## [Description of the task]
Among the entries below, please repeat exactly and only the lines from the line containing "Generate a component" to the line containing "import React from", both lines included.

══ Data listing ══

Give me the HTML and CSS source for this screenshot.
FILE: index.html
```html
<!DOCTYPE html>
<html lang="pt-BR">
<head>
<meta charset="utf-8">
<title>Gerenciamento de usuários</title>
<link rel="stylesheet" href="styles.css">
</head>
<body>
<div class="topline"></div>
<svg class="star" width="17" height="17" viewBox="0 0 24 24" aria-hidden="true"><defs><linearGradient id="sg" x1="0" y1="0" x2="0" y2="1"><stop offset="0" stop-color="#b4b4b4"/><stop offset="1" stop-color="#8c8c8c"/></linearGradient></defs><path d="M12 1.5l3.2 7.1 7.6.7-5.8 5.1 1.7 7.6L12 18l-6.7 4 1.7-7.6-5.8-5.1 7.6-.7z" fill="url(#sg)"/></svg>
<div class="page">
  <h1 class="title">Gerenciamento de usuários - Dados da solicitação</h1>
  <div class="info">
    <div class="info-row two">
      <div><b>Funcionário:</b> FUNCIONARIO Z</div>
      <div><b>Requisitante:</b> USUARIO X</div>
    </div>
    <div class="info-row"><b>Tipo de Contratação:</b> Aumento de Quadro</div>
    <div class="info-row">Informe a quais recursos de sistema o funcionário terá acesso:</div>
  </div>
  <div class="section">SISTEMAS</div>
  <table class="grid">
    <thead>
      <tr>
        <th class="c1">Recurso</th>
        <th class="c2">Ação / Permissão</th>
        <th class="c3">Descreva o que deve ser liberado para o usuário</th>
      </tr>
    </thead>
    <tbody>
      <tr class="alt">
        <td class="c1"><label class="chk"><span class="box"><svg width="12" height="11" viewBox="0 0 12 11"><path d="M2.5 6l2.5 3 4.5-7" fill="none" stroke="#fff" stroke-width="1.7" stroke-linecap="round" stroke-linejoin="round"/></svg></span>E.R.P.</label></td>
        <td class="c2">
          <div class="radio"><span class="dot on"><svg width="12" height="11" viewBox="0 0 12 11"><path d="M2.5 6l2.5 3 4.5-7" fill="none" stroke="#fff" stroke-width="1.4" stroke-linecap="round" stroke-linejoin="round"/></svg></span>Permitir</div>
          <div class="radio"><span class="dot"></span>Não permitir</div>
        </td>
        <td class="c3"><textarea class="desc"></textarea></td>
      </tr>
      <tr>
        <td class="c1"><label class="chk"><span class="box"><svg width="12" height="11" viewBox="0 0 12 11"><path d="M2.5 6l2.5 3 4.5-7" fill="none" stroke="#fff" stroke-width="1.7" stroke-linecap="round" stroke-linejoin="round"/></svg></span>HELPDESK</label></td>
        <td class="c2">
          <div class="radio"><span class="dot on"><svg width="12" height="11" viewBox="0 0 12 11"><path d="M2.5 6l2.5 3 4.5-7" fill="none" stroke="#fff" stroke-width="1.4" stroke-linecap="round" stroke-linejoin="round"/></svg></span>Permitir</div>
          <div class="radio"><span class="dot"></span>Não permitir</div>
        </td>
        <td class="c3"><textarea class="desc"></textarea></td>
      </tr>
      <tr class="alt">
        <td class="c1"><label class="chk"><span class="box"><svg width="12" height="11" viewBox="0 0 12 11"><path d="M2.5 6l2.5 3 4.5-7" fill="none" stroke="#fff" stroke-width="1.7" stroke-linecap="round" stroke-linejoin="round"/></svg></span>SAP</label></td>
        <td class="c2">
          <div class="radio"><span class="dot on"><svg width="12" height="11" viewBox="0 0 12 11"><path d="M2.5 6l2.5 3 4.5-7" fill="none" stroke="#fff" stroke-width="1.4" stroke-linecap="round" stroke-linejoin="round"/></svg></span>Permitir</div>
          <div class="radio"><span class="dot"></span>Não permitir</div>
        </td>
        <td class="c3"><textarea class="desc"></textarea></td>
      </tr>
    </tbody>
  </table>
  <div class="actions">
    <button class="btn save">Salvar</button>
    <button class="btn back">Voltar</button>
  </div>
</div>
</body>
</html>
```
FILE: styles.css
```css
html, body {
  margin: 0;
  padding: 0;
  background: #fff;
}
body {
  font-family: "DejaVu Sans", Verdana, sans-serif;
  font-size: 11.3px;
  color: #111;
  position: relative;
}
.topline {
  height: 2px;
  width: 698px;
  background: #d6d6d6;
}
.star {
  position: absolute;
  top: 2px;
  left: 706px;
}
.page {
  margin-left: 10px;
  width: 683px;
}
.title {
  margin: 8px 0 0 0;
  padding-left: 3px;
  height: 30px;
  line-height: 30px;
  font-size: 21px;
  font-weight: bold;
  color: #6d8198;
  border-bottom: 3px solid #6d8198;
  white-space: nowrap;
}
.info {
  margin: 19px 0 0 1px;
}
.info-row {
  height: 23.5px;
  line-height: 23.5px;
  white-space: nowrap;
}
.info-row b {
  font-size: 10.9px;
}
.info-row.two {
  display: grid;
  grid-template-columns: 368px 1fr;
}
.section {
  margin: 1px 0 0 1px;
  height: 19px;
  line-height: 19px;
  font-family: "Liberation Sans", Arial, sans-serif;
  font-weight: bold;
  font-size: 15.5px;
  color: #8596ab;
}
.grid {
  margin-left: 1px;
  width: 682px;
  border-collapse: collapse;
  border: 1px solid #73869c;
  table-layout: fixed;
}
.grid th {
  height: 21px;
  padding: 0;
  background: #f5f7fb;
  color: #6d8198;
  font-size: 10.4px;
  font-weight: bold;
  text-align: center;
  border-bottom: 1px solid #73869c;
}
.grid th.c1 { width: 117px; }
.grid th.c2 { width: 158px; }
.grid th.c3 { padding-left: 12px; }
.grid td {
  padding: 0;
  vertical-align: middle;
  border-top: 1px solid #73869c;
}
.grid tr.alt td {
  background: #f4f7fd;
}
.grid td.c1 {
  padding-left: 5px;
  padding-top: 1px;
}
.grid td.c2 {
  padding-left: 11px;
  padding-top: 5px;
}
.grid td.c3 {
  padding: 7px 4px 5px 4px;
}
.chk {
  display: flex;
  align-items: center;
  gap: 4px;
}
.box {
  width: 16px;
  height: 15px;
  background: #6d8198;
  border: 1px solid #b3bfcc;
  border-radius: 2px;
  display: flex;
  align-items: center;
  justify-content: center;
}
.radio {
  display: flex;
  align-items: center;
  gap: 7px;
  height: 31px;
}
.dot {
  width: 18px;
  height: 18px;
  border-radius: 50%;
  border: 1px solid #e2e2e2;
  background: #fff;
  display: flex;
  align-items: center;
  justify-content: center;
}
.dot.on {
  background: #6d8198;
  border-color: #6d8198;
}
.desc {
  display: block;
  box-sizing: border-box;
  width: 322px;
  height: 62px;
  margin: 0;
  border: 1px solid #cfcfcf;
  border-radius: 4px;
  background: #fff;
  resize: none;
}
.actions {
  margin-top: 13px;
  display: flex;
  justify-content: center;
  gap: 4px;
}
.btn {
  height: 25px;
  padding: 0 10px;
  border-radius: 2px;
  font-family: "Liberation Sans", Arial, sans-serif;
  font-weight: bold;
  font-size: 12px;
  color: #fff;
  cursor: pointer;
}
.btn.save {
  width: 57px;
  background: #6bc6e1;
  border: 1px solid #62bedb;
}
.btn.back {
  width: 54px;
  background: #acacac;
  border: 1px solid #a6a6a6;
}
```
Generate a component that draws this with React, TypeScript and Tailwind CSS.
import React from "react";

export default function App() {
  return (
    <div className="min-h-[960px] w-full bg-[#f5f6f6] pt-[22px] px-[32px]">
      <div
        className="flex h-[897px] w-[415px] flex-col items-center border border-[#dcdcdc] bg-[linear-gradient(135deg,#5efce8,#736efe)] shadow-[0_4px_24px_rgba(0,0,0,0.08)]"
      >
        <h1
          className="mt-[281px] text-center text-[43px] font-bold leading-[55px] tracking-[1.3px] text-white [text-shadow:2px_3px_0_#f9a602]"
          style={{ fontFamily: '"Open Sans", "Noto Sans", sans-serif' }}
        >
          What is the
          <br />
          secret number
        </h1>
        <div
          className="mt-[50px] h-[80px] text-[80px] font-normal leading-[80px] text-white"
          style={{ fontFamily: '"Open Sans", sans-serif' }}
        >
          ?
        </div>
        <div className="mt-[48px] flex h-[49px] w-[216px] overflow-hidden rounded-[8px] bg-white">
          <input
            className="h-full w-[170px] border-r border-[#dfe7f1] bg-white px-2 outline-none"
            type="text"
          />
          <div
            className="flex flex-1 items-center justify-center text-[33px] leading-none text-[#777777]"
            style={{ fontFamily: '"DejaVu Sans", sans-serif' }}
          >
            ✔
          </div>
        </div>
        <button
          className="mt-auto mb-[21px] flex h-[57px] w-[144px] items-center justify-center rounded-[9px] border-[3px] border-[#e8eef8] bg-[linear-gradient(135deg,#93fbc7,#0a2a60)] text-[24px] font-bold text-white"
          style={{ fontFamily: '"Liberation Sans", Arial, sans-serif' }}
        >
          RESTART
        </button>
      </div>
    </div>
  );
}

═══

## [Exercise response]
Generate a component that draws this with React, TypeScript and Tailwind CSS.
import React from "react";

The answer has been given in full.